Esse americano “abandonado à própria sorte em seu próprio país” é o público-alvo preferencial tanto de Trump quanto de seu principal rival nas primárias republicanas, o senador texano Ted Cruz. Com uma diferença: Cruz é evangélico, enquanto Trump não esconde sua distância do moralismo religioso. Ao contrário, parte de seu suposto charme consiste justamente numa irreverência maliciosa, que resvala facilmente para a baixaria. Em seu discurso de aceitação da candidatura a presidente, no dia 21, em Cleveland, Ohio, Trump não mencionou Deus, algo muito raro em convenções republicanas. Ele agradeceu o apoio da comunidade evangélica e arrematou, num raro momento de modéstia: “Não tenho certeza de que o mereço”.

A volta do Trump populista foi consagrada em seu discurso de aceitação, o mais importante de sua incipiente carreira política. Em 76 minutos, um dos pronunciamentos mais longos da história das convenções americanas, Trump se apresentou como o defensor dos americanos comuns. “Os homens e mulheres esquecidos do nosso país, gente que trabalha duro mas não tem mais uma voz: eu sou a sua voz”.

Quais as chances de alguém se eleger presidente dos Estados Unidos apostando todas as suas fichas nesse, digamos, nicho? Em seu livro, Jones faz um inventário da abrupta mudança demográfica do país e de suas consequências políticas.

O pesquisador lembra que, em 1992, na primeira eleição de Bill Clinton, 73% do eleitorado era branco e cristão.
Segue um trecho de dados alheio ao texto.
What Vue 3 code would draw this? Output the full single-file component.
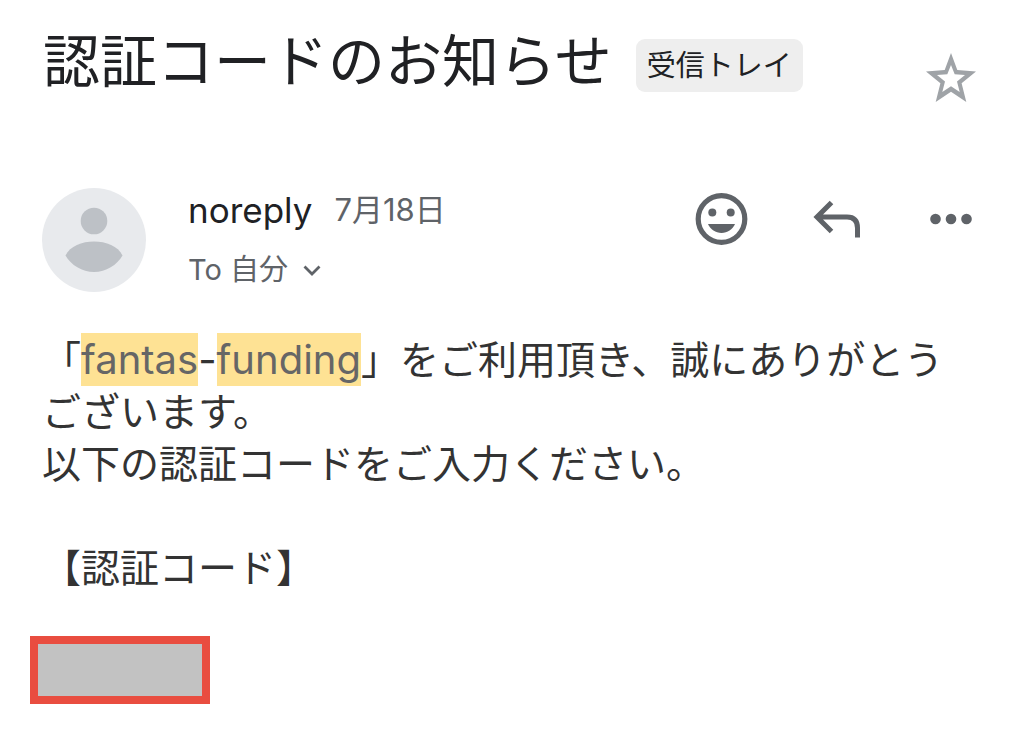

Na última eleição presidencial em 2012, essa fatia havia caído drasticamente, para 57%. Neste ano, ela é de 55% e, seguindo nesse ritmo, deve se tornar 52% em 2020. Se a tendência se mantiver, 2024 será a primeira eleição com minoria de cristãos brancos. Então, mesmo que o candidato republicano obtiver todos os votos cristãos brancos, faltarão 3 pontos porcentuais para a maioria.

Na última eleição presidencial, em 2012, 79% dos eleitores do candidato republicano, Mitt Romney, eram cristãos brancos, e cerca de metade desse contingente eram evangélicos. Mitt Romney ganhou entre eleitores com mais de 30 anos por 1,8 milhão de votos, mas perdeu entre os com menos de 30 anos por 5 milhões. Jones observa que o grupo dos cristãos brancos “foi uma âncora importante para a política republicana no passado, mas é prenúncio de fracasso no futuro”: eles constituem apenas 26% dos eleitores mais jovens, e os evangélicos, 12%. Jones acrescenta que os democratas dependem pesadamente dos sem filiação religiosa, mas esse é um contingente que está crescendo rapidamente.

A conclusão inevtiável, diz Jones, é que, “se o Partido Republicano quiser continuar competitivo em 2016 e depois, a estratégia cristã branca, uma das mais importantes no manual republicano, terá de ser deixada de lado”.

Talvez por isso Trump tenha derrotado Cruz nas primárias: ele não se restringe aos religiosos, embora tenda a abarcá-los. Seu discurso é mais amplo que isso. Ele opõe os americanos ao “resto”. Na convenção republicana, havia homossexuais e negros apoiando o bilionário — embora não em grande número. Será fascinante ver no que dá essa aposta.